Discussions also touched upon the upside risks to the inflation outlook stemming from a possibly higher increase in corporate costs, along with tighter profit margins, due mostly to the new fiscal measures and labour market tightening. Some Board members also referred to the potentially faster-than-expected growth of the euro area and global economies over the short time horizon, inter alia amid the persistence of low inflation, which would underpin the prospects for a slow normalisation of the monetary policy stances of the major central banks.

At the same time, however, mention was also made of the uncertainties and opposite risks surrounding the economic growth outlook in the event that some employers did not fully offset the shift in social security contributions onto employees, as well as those stemming from the possibility of further corrective fiscal measures during 2018, with a view to ensuring compliance of the fiscal deficit with the 3 percent-of-GDP reference value. Board members also pointed out the risk of a protracted anaemic nature of EU funds absorption under the 2014-2020 financial framework, as well as that of a more visible decline in households’ real disposable income dynamics under the impact of relatively stronger direct and indirect inflationary effects exerted by supply-side shocks. Looking at the external environment, the possibly weaker-than-anticipated inflation performance in the euro area and in other developed countries was highlighted, despite a more robust economic expansion.
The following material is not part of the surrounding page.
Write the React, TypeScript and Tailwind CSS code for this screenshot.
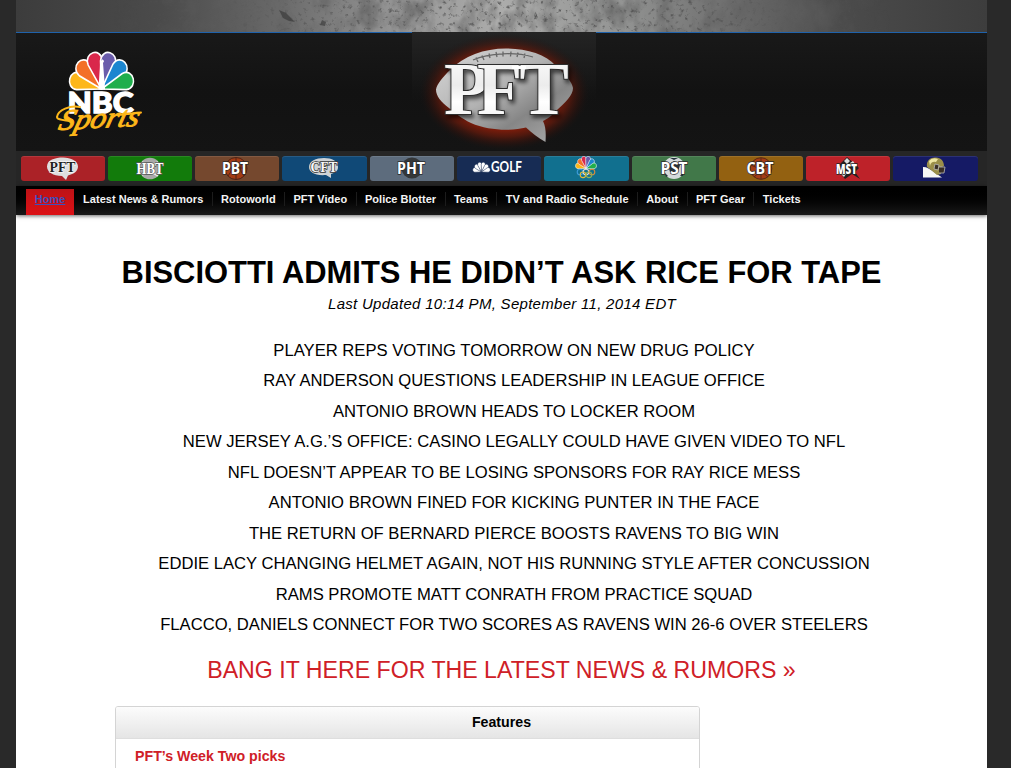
import type { ReactNode } from "react";

const headlines = [
  "PLAYER REPS VOTING TOMORROW ON NEW DRUG POLICY",
  "RAY ANDERSON QUESTIONS LEADERSHIP IN LEAGUE OFFICE",
  "ANTONIO BROWN HEADS TO LOCKER ROOM",
  "NEW JERSEY A.G.’S OFFICE: CASINO LEGALLY COULD HAVE GIVEN VIDEO TO NFL",
  "NFL DOESN’T APPEAR TO BE LOSING SPONSORS FOR RAY RICE MESS",
  "ANTONIO BROWN FINED FOR KICKING PUNTER IN THE FACE",
  "THE RETURN OF BERNARD PIERCE BOOSTS RAVENS TO BIG WIN",
  "EDDIE LACY CHANGING HELMET AGAIN, NOT HIS RUNNING STYLE AFTER CONCUSSION",
  "RAMS PROMOTE MATT CONRATH FROM PRACTICE SQUAD",
  "FLACCO, DANIELS CONNECT FOR TWO SCORES AS RAVENS WIN 26-6 OVER STEELERS",
];

const navItems = [
  "Latest News & Rumors",
  "Rotoworld",
  "PFT Video",
  "Police Blotter",
  "Teams",
  "TV and Radio Schedule",
  "About",
  "PFT Gear",
  "Tickets",
];

const feathers = [
  { color: "#fdb71a", angle: -74 },
  { color: "#f37028", angle: -45 },
  { color: "#d9274b", angle: -15 },
  { color: "#6a5cab", angle: 15 },
  { color: "#1b86d0", angle: 45 },
  { color: "#1fae4c", angle: 74 },
];

function Peacock({ outline = "#fff", mono }: { outline?: string; mono?: string }) {
  return (
    <g>
      {feathers.map((f) => (
        <path
          key={f.color}
          d="M0 0L-7.8 -25C-9.5 -38 9.5 -38 7.8 -25Z"
          transform={`rotate(${f.angle})`}
          fill={mono ?? f.color}
          stroke={outline}
          strokeWidth="1.6"
          strokeLinejoin="round"
        />
      ))}
    </g>
  );
}

function Concrete() {
  return (
    <svg className="block h-8 w-full shrink-0" viewBox="0 0 971 32" preserveAspectRatio="none">
      <defs>
        <linearGradient id="wall">
          <stop offset="0" stopColor="#3c3c3c" />
          <stop offset=".15" stopColor="#4b4b4b" />
          <stop offset=".27" stopColor="#696969" />
          <stop offset=".39" stopColor="#959595" />
          <stop offset=".5" stopColor="#acacab" />
          <stop offset=".62" stopColor="#949594" />
          <stop offset=".74" stopColor="#6c6c6c" />
          <stop offset=".85" stopColor="#4b4b4b" />
          <stop offset="1" stopColor="#3d3d3d" />
        </linearGradient>
        <linearGradient id="fade">
          <stop offset=".1" stopColor="#000" />
          <stop offset=".3" stopColor="#fff" />
          <stop offset=".75" stopColor="#fff" />
          <stop offset=".9" stopColor="#000" />
        </linearGradient>
        <mask id="wear">
          <rect width="971" height="32" fill="url(#fade)" />
        </mask>
        <filter id="patches" x="0" y="0" width="100%" height="100%">
          <feTurbulence type="fractalNoise" baseFrequency=".05 .035" numOctaves="4" seed="8" />
          <feColorMatrix values="0 0 0 0 .12  0 0 0 0 .12  0 0 0 0 .12  1.8 0 0 0 -.75" />
        </filter>
        <filter id="specks" x="0" y="0" width="100%" height="100%">
          <feTurbulence type="fractalNoise" baseFrequency=".22" numOctaves="3" seed="21" />
          <feColorMatrix values="0 0 0 0 .1  0 0 0 0 .1  0 0 0 0 .1  4 0 0 0 -2.35" />
        </filter>
      </defs>
      <rect width="971" height="32" fill="url(#wall)" />
      <g mask="url(#wear)">
        <rect width="971" height="32" filter="url(#patches)" />
        <rect width="971" height="32" filter="url(#specks)" />
      </g>
      <path d="M263 10l7 3 4 4 5 5-6-1-6-3zM306 20l4 2-1 4-5-1z" fill="#333" opacity=".6" />
    </svg>
  );
}

function NbcSports() {
  return (
    <svg className="block h-[118px] w-[180px]" viewBox="16 33 180 118">
      <g transform="translate(101.5 89) scale(.95 1.08)">
        <Peacock />
        <path d="M-3.2 .8L-1.4 -25L.8 -27.5L2.8 -26L1.6 -24L3.8 .8Z" fill="#fff" />
      </g>
      <rect x="64" y="91" width="76" height="6" fill="#121212" />
      <text x="67.5" y="112.6" textLength="66" lengthAdjust="spacingAndGlyphs" fill="#fff" stroke="#fff" strokeWidth="1.3" fontFamily="Lato, sans-serif" fontWeight="900" fontSize="28">
        NBC
      </text>
      <g transform="translate(57.5 130) rotate(-3) skewX(-18)" fontFamily="'Brush Script MT', 'Liberation Serif', serif" fontStyle="italic" fontSize="29">
        <text
          textLength="80"
          lengthAdjust="spacingAndGlyphs"
          fill="#fdb71a"
          stroke="#fdb71a"
          strokeWidth="1"
        >
          Sports
        </text>
      </g>
      <path d="M80 107C70 105 58 110 57 117C57 120 64 120 70 121M118 115L141 112.5" fill="none" stroke="#fdb71a" strokeWidth="2" strokeLinecap="round" />
    </svg>
  );
}

function PftLogo() {
  return (
    <svg className="block h-[119px] w-[184px]" viewBox="412 32 184 119">
      <defs>
        <radialGradient id="ember">
          <stop offset=".6" stopColor="#8e1e0a" />
          <stop offset=".76" stopColor="#641a0c" stopOpacity=".75" />
          <stop offset=".9" stopColor="#3b130c" stopOpacity=".3" />
          <stop offset="1" stopColor="#151515" stopOpacity="0" />
        </radialGradient>
        <linearGradient id="leather" x1="0" y1="0" x2="1" y2="1">
          <stop offset="0" stopColor="#d8d8d8" />
          <stop offset=".45" stopColor="#b2b2b2" />
          <stop offset=".68" stopColor="#868686" />
          <stop offset="1" stopColor="#b0b0b0" />
        </linearGradient>
        <linearGradient id="steel" x1="0" y1="0" x2="0" y2="1">
          <stop offset="0" stopColor="#fff" />
          <stop offset=".45" stopColor="#ececec" />
          <stop offset=".65" stopColor="#fff" />
          <stop offset="1" stopColor="#ececec" />
        </linearGradient>
        <linearGradient id="top" x1="0" y1="0" x2="0" y2="1">
          <stop offset="0" stopColor="#242424" />
          <stop offset="1" stopColor="#1c1c1c" stopOpacity="0" />
        </linearGradient>
        <filter id="drop">
          <feDropShadow dx="2" dy="3" stdDeviation="2" floodColor="#000" floodOpacity=".65" />
        </filter>
      </defs>
      <rect x="412" y="32" width="184" height="70" fill="url(#top)" />
      <ellipse cx="504.5" cy="92" rx="86" ry="59" fill="url(#ember)" />
      <path
        d="M436 89.5C437 84 443 77 450 70C464 56 484 48.5 506 48.5C526 48.5 546 54 556 66C566 75 572 82 573 88C573 95 565 103 557 110C552 116 547 119 543 121C546 127 546 134 545.5 142C538 138 532 133 526 127.5C512 131 489 131 471 123C461 118 455 113 449 108C441 102 436 96 436 89.5Z"
        fill="url(#leather)"
      />
      <path d="M473 60C489 52.5 516 52 533 57M476 57.5L478 62M482 55.5L484 60M489 53.5L490 58M496 52L497 57M503 51.5V56.5M511 51.5L510.5 56.5M518 52.5L517 57M525 53.5L524 58" fill="none" stroke="#666" strokeWidth="1.3" />
      <g fill="url(#steel)" filter="url(#drop)">
        <text
          x="444 477 519.5"
          y="114.3"
          fontFamily="'Liberation Serif', serif"
          fontWeight="700"
          fontSize="74"
          stroke="#2d2d2d"
          strokeWidth="2"
          paintOrder="stroke"
        >
          PFT
        </text>
        <path d="M512 65.7H526V69H512Z" fill="#fff" />
      </g>
    </svg>
  );
}

function Mark({ label, serif, x = 0, w = 28 }: { label: string; serif?: boolean; x?: number; w?: number }) {
  return (
    <text
      x={42 + x}
      y="18"
      textAnchor="middle"
      textLength={w}
      lengthAdjust="spacingAndGlyphs"
      fontFamily={serif ? "'Liberation Serif', serif" : "'Open Sans', sans-serif"}
      fontWeight="700"
      fontSize={serif ? 17 : 16}
      fill="#fff"
      stroke={serif ? "#555" : "#2a2a2a"}
      strokeWidth="1.4"
      paintOrder="stroke"
    >
      {label}
    </text>
  );
}

const tabs: { name: string; color: string; art: ReactNode }[] = [
  {
    name: "pft",
    color: "bg-[#ab2227]",
    art: (
      <>
        <path d="M26 10.5C26 4 34 1.5 42 1.5S57 5 57 10.5C57 15 53 18 47 19.5L45 24L41 20C32 20 26 16 26 10.5Z" fill="#dedede" />
        <text x="41.5" y="15.5" textAnchor="middle" textLength="26" lengthAdjust="spacingAndGlyphs" fontFamily="'Liberation Serif', serif" fontWeight="700" fontSize="15" fill="#222" stroke="#fff" strokeWidth="1.2" paintOrder="stroke">
          PFT
        </text>
      </>
    ),
  },
  {
    name: "hbt",
    color: "bg-[#127b0b]",
    art: (
      <>
        <circle cx="42" cy="12.5" r="10.8" fill="#a9a9a9" />
        <path d="M34 6Q42 11 50 6M34 19Q42 14 50 20" fill="none" stroke="#eee" strokeWidth="1.5" />
        <Mark label="HBT" serif w={27} />
      </>
    ),
  },
  {
    name: "pbt",
    color: "bg-[#75482e]",
    art: (
      <>
        <circle cx="41" cy="12.5" r="11" fill="#a33c14" stroke="#4d2418" />
        <path d="M30 12H52M41 2V23M33 5Q40 12 33 20M49 5Q42 12 49 20" fill="none" stroke="#4d2418" />
        <Mark label="PBT" w={26} x={-2} />
      </>
    ),
  },
  {
    name: "cft",
    color: "bg-[#104977]",
    art: (
      <>
        <path d="M27 11C27 5 34 2 42 2S56 5 56 11C56 15 53 17 49 18V22L44 19C33 20 27 16 27 11Z" fill="#cfd3d6" />
        <text x="42" y="15.5" textAnchor="middle" textLength="27" lengthAdjust="spacingAndGlyphs" fontFamily="'Liberation Serif', serif" fontWeight="700" fontSize="14" fill="#f8f8f8" stroke="#333" strokeWidth="1.5" paintOrder="stroke">
          CFT
        </text>
      </>
    ),
  },
  {
    name: "pht",
    color: "bg-[#5d6c7d]",
    art: (
      <>
        <circle cx="42" cy="12" r="10.5" fill="#343739" />
        <Mark label="PHT" w={28} x={-1} />
      </>
    ),
  },
  {
    name: "golf",
    color: "bg-[#172c54]",
    art: (
      <>
        <g transform="translate(24.5 16) scale(.26 .29)">
          <Peacock mono="#fff" outline="#172c54" />
        </g>
        <text x="34" y="16" textLength="31" lengthAdjust="spacingAndGlyphs" fontFamily="Lato, sans-serif" fontWeight="700" fontSize="14.5" fill="#fff">
          GOLF
        </text>
      </>
    ),
  },
  {
    name: "olympics",
    color: "bg-[#11708f]",
    art: (
      <>
        <g transform="translate(42 12.5) scale(.31 .36)">
          <Peacock />
        </g>
        <g fill="none" strokeWidth="1.1">
          <circle cx="36" cy="16" r="2.8" stroke="#3c9bd9" />
          <circle cx="42" cy="16" r="2.8" stroke="#ddd" />
          <circle cx="48" cy="16" r="2.8" stroke="#d98b3c" />
          <circle cx="39" cy="18.8" r="2.8" stroke="#e2b93a" />
          <circle cx="45" cy="18.8" r="2.8" stroke="#8fb058" />
        </g>
      </>
    ),
  },
  {
    name: "pst",
    color: "bg-[#417849]",
    art: (
      <>
        <circle cx="42" cy="12" r="11" fill="#d5d9dc" />
        <path d="M36 9L42 5L48 9L46 16H38ZM32 16L36 20L34 21ZM52 15L48 20L51 20ZM38 2H46L42 4Z" fill="#24313b" />
        <Mark label="PST" w={27} />
      </>
    ),
  },
  {
    name: "cbt",
    color: "bg-[#936111]",
    art: (
      <>
        <circle cx="42" cy="12.5" r="10.8" fill="#a43c16" stroke="#5b2a14" />
        <path d="M32 9Q42 15 52 9M42 2V23M35 21Q42 13 49 21" fill="none" stroke="#5b2a14" />
        <Mark label="CBT" w={27} x={-1} />
      </>
    ),
  },
  {
    name: "mst",
    color: "bg-[#be2229]",
    art: (
      <>
        <path d="M41 1L53 12L49 16L54 23L46 18L39 23L30 12Z" fill="#222" />
        <path d="M38 5l3-3 3 3-3 3zM44 7l3-2 2 3-3 2zM35 18l3 3 2-3-3-2z" fill="#ddd" />
        <text x="40.5" y="18" textAnchor="middle" textLength="21" lengthAdjust="spacingAndGlyphs" fontFamily="'Open Sans', sans-serif" fontWeight="800" fontSize="14" fill="#fff" stroke="#222" strokeWidth="1.4" paintOrder="stroke">
          MST
        </text>
      </>
    ),
  },
  {
    name: "notre-dame",
    color: "bg-[#151a65]",
    art: (
      <>
        <path d="M30 11C34 11 37 13 41 16L49 21.5H30Z" fill="#f6f6f6" />
        <path d="M34 11C33 4 38 1 43 1.5C48 2 51 5 51 10L47 12L48 18L44 19L38 14Z" fill="#9a8e49" />
        <path d="M36 5Q39 1 45 3L43 6Q38 5 37 10Z" fill="#eee6a3" />
        <path d="M42 8L46 9L45 14L41 13ZM46 11H52L51 17H46" fill="#392e24" stroke="#bbb" strokeWidth=".8" />
      </>
    ),
  },
];

function Tab({ color, children }: { color: string; children: ReactNode }) {
  return (
    <div className={`h-[25px] w-[84.3px] shrink-0 overflow-hidden rounded-[3px] shadow-[inset_0_1px_0_rgba(255,255,255,0.1)] ${color}`}>
      <svg className="block h-[25px] w-[84px]" viewBox="0 0 84 25">
        {children}
      </svg>
    </div>
  );
}

export default function App() {
  return (
    <div className="h-[768px] w-[1024px] overflow-hidden bg-white font-['Liberation_Sans',Arial,sans-serif] text-black">
      <div className="h-full w-[1011px] bg-[#292929] pr-6 pl-4">
        <div className="flex h-full flex-col overflow-hidden bg-white">
          <Concrete />
          <header className="flex h-[119px] shrink-0 bg-linear-to-b from-[#191919] via-[#121212] to-[#141414]">
            <div className="h-full w-[396px] border-t-[1.5px] border-[#1f62ab]">
              <NbcSports />
            </div>
            <PftLogo />
            <div className="h-full flex-1 border-t-[1.5px] border-[#1f62ab]" />
          </header>
          <div className="flex h-[35px] shrink-0 gap-[3px] bg-[#262626] pt-[4.5px] pl-[4.5px]">
            {tabs.map((t) => (
              <Tab key={t.name} color={t.color}>
                {t.art}
              </Tab>
            ))}
          </div>
          <nav className="flex h-[29px] shrink-0 bg-linear-to-b from-black to-[#191919] pl-[10px] text-[11px] font-bold text-[#f4f4f4] shadow-[0_1px_4px_rgba(0,0,0,0.6)]">
            <a className="mt-[3px] h-[25.5px] w-12 bg-linear-to-b from-[#bd1216] to-[#dc1015] text-center leading-[20px] text-[#3c50bd] underline">
              Home
            </a>
            <div className="flex h-[26px] items-center pl-[0.7px]">
              {navItems.map((item, i) => (
                <a
                  key={item}
                  className={`px-[8.4px] leading-[14px] tracking-[0.02px] whitespace-nowrap ${i > 0 ? "border-l border-[#1c1c1c]" : ""}`}
                >
                  {item}
                </a>
              ))}
            </div>
          </nav>
          <main className="flex flex-1 shrink-0 flex-col pt-[39px]">
            <h1 className="h-[37px] text-center text-[30.93px] leading-[38px] font-bold whitespace-nowrap">
              BISCIOTTI ADMITS HE DIDN’T ASK RICE FOR TAPE
            </h1>
            <p className="h-[26px] pl-px text-center text-[15px] leading-[26px] tracking-[0.29px] whitespace-nowrap italic">
              Last Updated 10:14 PM, September 11, 2014 EDT
            </p>
            <ul className="mt-[18.5px] pl-[25px] text-center text-[16.64px] leading-[30.5px] whitespace-nowrap">
              {headlines.map((h) => (
                <li key={h}>{h}</li>
              ))}
            </ul>
            <p className="mt-[11.5px] h-[36px] text-center text-[23.15px] leading-[36px] whitespace-nowrap text-[#cf2027]">
              BANG IT HERE FOR THE LATEST NEWS &amp; RUMORS »
            </p>
            <section className="mt-[18px] ml-[99px] h-[80px] w-[585px] rounded-t-[3px] border border-[#d4d4d4]">
              <h2 className="rounded-t-[2px] border-b border-[#dedede] bg-linear-to-b from-[#fcfcfc] to-[#e5e5e5] pl-[188px] text-center text-[14.2px] leading-[31px] font-bold">
                Features
              </h2>
              <a className="block pl-[19px] text-[14.2px] leading-[34px] font-bold text-[#cf2027]">PFT’s Week Two picks</a>
            </section>
          </main>
        </div>
      </div>
    </div>
  );
}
Under the circumstances, the NBR Board unanimously decided to increase the monetary policy rate to 2.00 percent from 1.75 percent, as well as to raise the deposit facility rate to 1.00 percent from 0.75 percent and the lending (Lombard) facility rate to 3.00 percent from 2.75 percent. In addition, the NBR Board unanimously decided to maintain the existing levels of minimum reserve requirement ratios on both leu- and foreign currency-denominated liabilities of credit institutions.